Written problem:
Repeat the listing word for word. No pictures belong in the copy.

═════ Material to process

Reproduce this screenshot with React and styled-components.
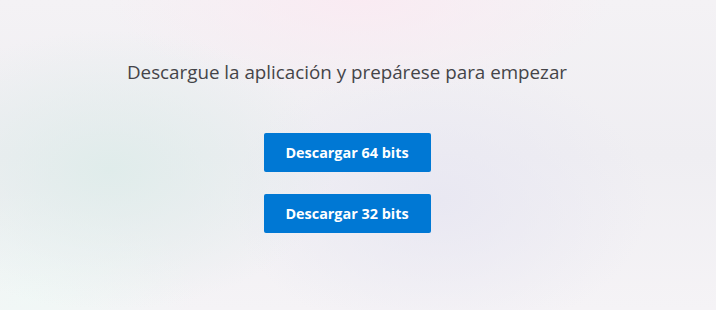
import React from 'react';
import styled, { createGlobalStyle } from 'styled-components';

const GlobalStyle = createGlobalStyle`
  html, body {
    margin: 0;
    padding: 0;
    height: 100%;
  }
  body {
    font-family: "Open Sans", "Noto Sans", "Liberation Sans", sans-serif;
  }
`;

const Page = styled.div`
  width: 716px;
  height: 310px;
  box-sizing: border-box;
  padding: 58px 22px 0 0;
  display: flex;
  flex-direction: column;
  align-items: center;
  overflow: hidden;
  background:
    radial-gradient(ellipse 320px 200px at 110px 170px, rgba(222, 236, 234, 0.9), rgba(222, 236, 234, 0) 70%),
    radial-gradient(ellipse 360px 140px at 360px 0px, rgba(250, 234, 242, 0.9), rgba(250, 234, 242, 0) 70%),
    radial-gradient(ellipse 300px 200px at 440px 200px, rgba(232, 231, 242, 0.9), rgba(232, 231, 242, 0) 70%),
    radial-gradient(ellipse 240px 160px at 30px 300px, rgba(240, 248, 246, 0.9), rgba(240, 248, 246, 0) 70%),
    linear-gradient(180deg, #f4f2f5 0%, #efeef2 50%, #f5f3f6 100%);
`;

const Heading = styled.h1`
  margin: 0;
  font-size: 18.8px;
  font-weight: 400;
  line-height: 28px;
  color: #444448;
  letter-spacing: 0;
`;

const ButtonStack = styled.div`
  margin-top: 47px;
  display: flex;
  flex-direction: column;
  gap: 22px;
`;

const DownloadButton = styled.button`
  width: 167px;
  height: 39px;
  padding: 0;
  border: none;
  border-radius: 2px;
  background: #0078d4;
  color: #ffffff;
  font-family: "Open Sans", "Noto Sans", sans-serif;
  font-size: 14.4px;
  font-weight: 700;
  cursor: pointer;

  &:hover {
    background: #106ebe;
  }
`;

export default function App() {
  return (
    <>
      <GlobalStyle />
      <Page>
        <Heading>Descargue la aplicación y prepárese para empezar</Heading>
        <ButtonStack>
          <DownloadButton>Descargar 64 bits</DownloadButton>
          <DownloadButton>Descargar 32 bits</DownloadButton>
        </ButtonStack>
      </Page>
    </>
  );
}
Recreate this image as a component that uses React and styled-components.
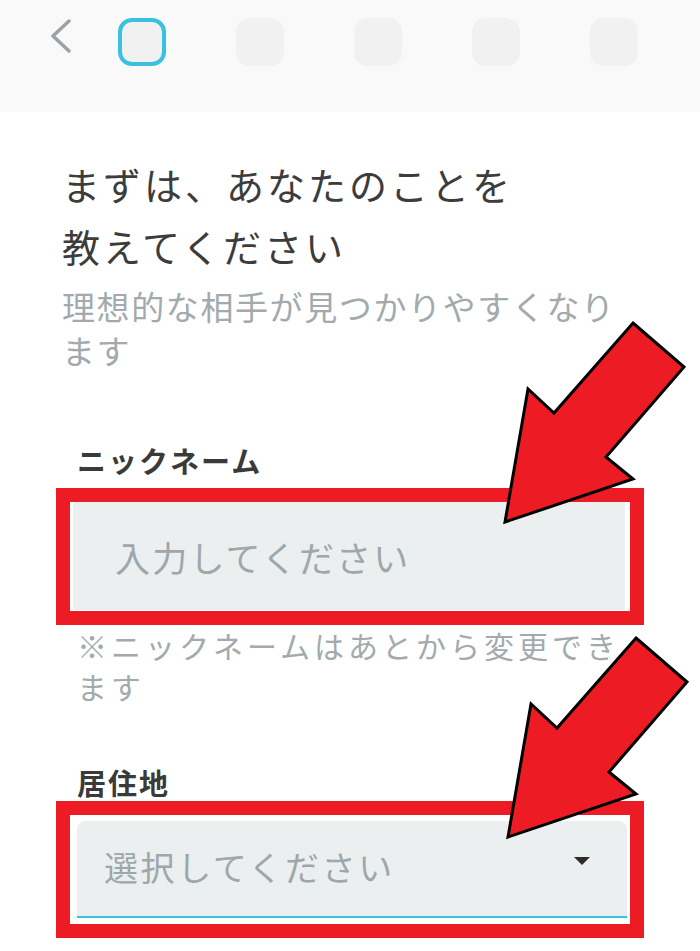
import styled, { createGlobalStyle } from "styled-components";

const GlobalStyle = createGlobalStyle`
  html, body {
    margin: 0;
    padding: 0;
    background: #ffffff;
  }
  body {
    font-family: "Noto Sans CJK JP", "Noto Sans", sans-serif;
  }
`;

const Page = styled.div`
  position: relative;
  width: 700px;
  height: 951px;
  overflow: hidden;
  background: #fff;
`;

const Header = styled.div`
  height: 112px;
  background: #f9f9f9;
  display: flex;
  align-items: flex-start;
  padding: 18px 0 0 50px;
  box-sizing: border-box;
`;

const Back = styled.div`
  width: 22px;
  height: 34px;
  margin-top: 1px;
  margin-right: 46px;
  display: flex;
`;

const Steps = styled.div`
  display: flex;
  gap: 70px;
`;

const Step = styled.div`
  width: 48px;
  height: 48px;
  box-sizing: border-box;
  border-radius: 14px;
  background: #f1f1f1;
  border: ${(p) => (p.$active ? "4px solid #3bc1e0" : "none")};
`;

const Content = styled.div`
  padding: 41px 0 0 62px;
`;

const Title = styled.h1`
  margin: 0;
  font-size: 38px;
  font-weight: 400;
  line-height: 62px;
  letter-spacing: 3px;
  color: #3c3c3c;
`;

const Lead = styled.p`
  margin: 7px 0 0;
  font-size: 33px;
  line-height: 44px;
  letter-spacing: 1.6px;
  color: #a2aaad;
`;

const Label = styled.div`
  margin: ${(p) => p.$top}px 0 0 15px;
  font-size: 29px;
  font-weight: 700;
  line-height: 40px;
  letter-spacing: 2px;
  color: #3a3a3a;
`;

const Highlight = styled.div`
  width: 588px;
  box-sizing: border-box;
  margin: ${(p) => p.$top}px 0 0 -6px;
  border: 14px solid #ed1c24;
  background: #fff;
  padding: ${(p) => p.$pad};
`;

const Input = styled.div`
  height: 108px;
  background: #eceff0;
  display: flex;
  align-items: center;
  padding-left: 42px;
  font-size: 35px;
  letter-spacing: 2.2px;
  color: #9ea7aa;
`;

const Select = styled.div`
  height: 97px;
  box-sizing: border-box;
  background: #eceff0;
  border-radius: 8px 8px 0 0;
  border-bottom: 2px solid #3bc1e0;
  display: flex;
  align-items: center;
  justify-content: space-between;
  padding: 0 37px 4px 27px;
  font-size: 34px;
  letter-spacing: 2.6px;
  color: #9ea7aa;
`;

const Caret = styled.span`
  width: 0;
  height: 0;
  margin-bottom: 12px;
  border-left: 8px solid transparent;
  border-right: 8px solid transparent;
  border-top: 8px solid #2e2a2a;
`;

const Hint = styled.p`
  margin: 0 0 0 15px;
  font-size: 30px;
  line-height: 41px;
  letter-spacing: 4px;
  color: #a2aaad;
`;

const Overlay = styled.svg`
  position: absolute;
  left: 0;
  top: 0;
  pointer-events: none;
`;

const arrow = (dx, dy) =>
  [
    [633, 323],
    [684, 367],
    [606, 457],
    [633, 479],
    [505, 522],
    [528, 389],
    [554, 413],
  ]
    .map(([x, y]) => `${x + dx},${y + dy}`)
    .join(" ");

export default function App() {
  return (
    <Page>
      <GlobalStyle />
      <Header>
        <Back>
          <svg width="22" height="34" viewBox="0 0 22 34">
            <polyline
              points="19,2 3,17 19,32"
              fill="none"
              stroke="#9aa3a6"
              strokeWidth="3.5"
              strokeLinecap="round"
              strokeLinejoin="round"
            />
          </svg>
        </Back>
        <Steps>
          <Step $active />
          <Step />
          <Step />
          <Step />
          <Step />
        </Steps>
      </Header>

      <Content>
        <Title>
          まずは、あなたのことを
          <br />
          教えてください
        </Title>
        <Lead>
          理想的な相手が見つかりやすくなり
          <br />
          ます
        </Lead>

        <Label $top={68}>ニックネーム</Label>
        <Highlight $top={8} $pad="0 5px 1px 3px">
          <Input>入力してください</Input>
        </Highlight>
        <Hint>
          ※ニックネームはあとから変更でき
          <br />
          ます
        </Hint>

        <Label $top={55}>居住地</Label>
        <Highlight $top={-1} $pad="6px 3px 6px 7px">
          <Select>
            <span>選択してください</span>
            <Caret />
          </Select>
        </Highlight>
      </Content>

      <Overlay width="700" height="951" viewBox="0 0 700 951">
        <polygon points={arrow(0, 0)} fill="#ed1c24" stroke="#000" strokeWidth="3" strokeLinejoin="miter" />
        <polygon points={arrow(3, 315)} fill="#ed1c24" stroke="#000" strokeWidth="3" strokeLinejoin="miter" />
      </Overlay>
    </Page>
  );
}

══════════

Completed exercise:
Reproduce this screenshot with React and styled-components.
import React from 'react';
import styled, { createGlobalStyle } from 'styled-components';

const GlobalStyle = createGlobalStyle`
  html, body {
    margin: 0;
    padding: 0;
    height: 100%;
  }
  body {
    font-family: "Open Sans", "Noto Sans", "Liberation Sans", sans-serif;
  }
`;

const Page = styled.div`
  width: 716px;
  height: 310px;
  box-sizing: border-box;
  padding: 58px 22px 0 0;
  display: flex;
  flex-direction: column;
  align-items: center;
  overflow: hidden;
  background:
    radial-gradient(ellipse 320px 200px at 110px 170px, rgba(222, 236, 234, 0.9), rgba(222, 236, 234, 0) 70%),
    radial-gradient(ellipse 360px 140px at 360px 0px, rgba(250, 234, 242, 0.9), rgba(250, 234, 242, 0) 70%),
    radial-gradient(ellipse 300px 200px at 440px 200px, rgba(232, 231, 242, 0.9), rgba(232, 231, 242, 0) 70%),
    radial-gradient(ellipse 240px 160px at 30px 300px, rgba(240, 248, 246, 0.9), rgba(240, 248, 246, 0) 70%),
    linear-gradient(180deg, #f4f2f5 0%, #efeef2 50%, #f5f3f6 100%);
`;

const Heading = styled.h1`
  margin: 0;
  font-size: 18.8px;
  font-weight: 400;
  line-height: 28px;
  color: #444448;
  letter-spacing: 0;
`;

const ButtonStack = styled.div`
  margin-top: 47px;
  display: flex;
  flex-direction: column;
  gap: 22px;
`;

const DownloadButton = styled.button`
  width: 167px;
  height: 39px;
  padding: 0;
  border: none;
  border-radius: 2px;
  background: #0078d4;
  color: #ffffff;
  font-family: "Open Sans", "Noto Sans", sans-serif;
  font-size: 14.4px;
  font-weight: 700;
  cursor: pointer;

  &:hover {
    background: #106ebe;
  }
`;

export default function App() {
  return (
    <>
      <GlobalStyle />
      <Page>
        <Heading>Descargue la aplicación y prepárese para empezar</Heading>
        <ButtonStack>
          <DownloadButton>Descargar 64 bits</DownloadButton>
          <DownloadButton>Descargar 32 bits</DownloadButton>
        </ButtonStack>
      </Page>
    </>
  );
}
Recreate this image as a component that uses React and styled-components.
import styled, { createGlobalStyle } from "styled-components";

const GlobalStyle = createGlobalStyle`
  html, body {
    margin: 0;
    padding: 0;
    background: #ffffff;
  }
  body {
    font-family: "Noto Sans CJK JP", "Noto Sans", sans-serif;
  }
`;

const Page = styled.div`
  position: relative;
  width: 700px;
  height: 951px;
  overflow: hidden;
  background: #fff;
`;

const Header = styled.div`
  height: 112px;
  background: #f9f9f9;
  display: flex;
  align-items: flex-start;
  padding: 18px 0 0 50px;
  box-sizing: border-box;
`;

const Back = styled.div`
  width: 22px;
  height: 34px;
  margin-top: 1px;
  margin-right: 46px;
  display: flex;
`;

const Steps = styled.div`
  display: flex;
  gap: 70px;
`;

const Step = styled.div`
  width: 48px;
  height: 48px;
  box-sizing: border-box;
  border-radius: 14px;
  background: #f1f1f1;
  border: ${(p) => (p.$active ? "4px solid #3bc1e0" : "none")};
`;

const Content = styled.div`
  padding: 41px 0 0 62px;
`;

const Title = styled.h1`
  margin: 0;
  font-size: 38px;
  font-weight: 400;
  line-height: 62px;
  letter-spacing: 3px;
  color: #3c3c3c;
`;

const Lead = styled.p`
  margin: 7px 0 0;
  font-size: 33px;
  line-height: 44px;
  letter-spacing: 1.6px;
  color: #a2aaad;
`;

const Label = styled.div`
  margin: ${(p) => p.$top}px 0 0 15px;
  font-size: 29px;
  font-weight: 700;
  line-height: 40px;
  letter-spacing: 2px;
  color: #3a3a3a;
`;

const Highlight = styled.div`
  width: 588px;
  box-sizing: border-box;
  margin: ${(p) => p.$top}px 0 0 -6px;
  border: 14px solid #ed1c24;
  background: #fff;
  padding: ${(p) => p.$pad};
`;

const Input = styled.div`
  height: 108px;
  background: #eceff0;
  display: flex;
  align-items: center;
  padding-left: 42px;
  font-size: 35px;
  letter-spacing: 2.2px;
  color: #9ea7aa;
`;

const Select = styled.div`
  height: 97px;
  box-sizing: border-box;
  background: #eceff0;
  border-radius: 8px 8px 0 0;
  border-bottom: 2px solid #3bc1e0;
  display: flex;
  align-items: center;
  justify-content: space-between;
  padding: 0 37px 4px 27px;
  font-size: 34px;
  letter-spacing: 2.6px;
  color: #9ea7aa;
`;

const Caret = styled.span`
  width: 0;
  height: 0;
  margin-bottom: 12px;
  border-left: 8px solid transparent;
  border-right: 8px solid transparent;
  border-top: 8px solid #2e2a2a;
`;

const Hint = styled.p`
  margin: 0 0 0 15px;
  font-size: 30px;
  line-height: 41px;
  letter-spacing: 4px;
  color: #a2aaad;
`;

const Overlay = styled.svg`
  position: absolute;
  left: 0;
  top: 0;
  pointer-events: none;
`;

const arrow = (dx, dy) =>
  [
    [633, 323],
    [684, 367],
    [606, 457],
    [633, 479],
    [505, 522],
    [528, 389],
    [554, 413],
  ]
    .map(([x, y]) => `${x + dx},${y + dy}`)
    .join(" ");

export default function App() {
  return (
    <Page>
      <GlobalStyle />
      <Header>
        <Back>
          <svg width="22" height="34" viewBox="0 0 22 34">
            <polyline
              points="19,2 3,17 19,32"
              fill="none"
              stroke="#9aa3a6"
              strokeWidth="3.5"
              strokeLinecap="round"
              strokeLinejoin="round"
            />
          </svg>
        </Back>
        <Steps>
          <Step $active />
          <Step />
          <Step />
          <Step />
          <Step />
        </Steps>
      </Header>

      <Content>
        <Title>
          まずは、あなたのことを
          <br />
          教えてください
        </Title>
        <Lead>
          理想的な相手が見つかりやすくなり
          <br />
          ます
        </Lead>

        <Label $top={68}>ニックネーム</Label>
        <Highlight $top={8} $pad="0 5px 1px 3px">
          <Input>入力してください</Input>
        </Highlight>
        <Hint>
          ※ニックネームはあとから変更でき
          <br />
          ます
        </Hint>

        <Label $top={55}>居住地</Label>
        <Highlight $top={-1} $pad="6px 3px 6px 7px">
          <Select>
            <span>選択してください</span>
            <Caret />
          </Select>
        </Highlight>
      </Content>

      <Overlay width="700" height="951" viewBox="0 0 700 951">
        <polygon points={arrow(0, 0)} fill="#ed1c24" stroke="#000" strokeWidth="3" strokeLinejoin="miter" />
        <polygon points={arrow(3, 315)} fill="#ed1c24" stroke="#000" strokeWidth="3" strokeLinejoin="miter" />
      </Overlay>
    </Page>
  );
}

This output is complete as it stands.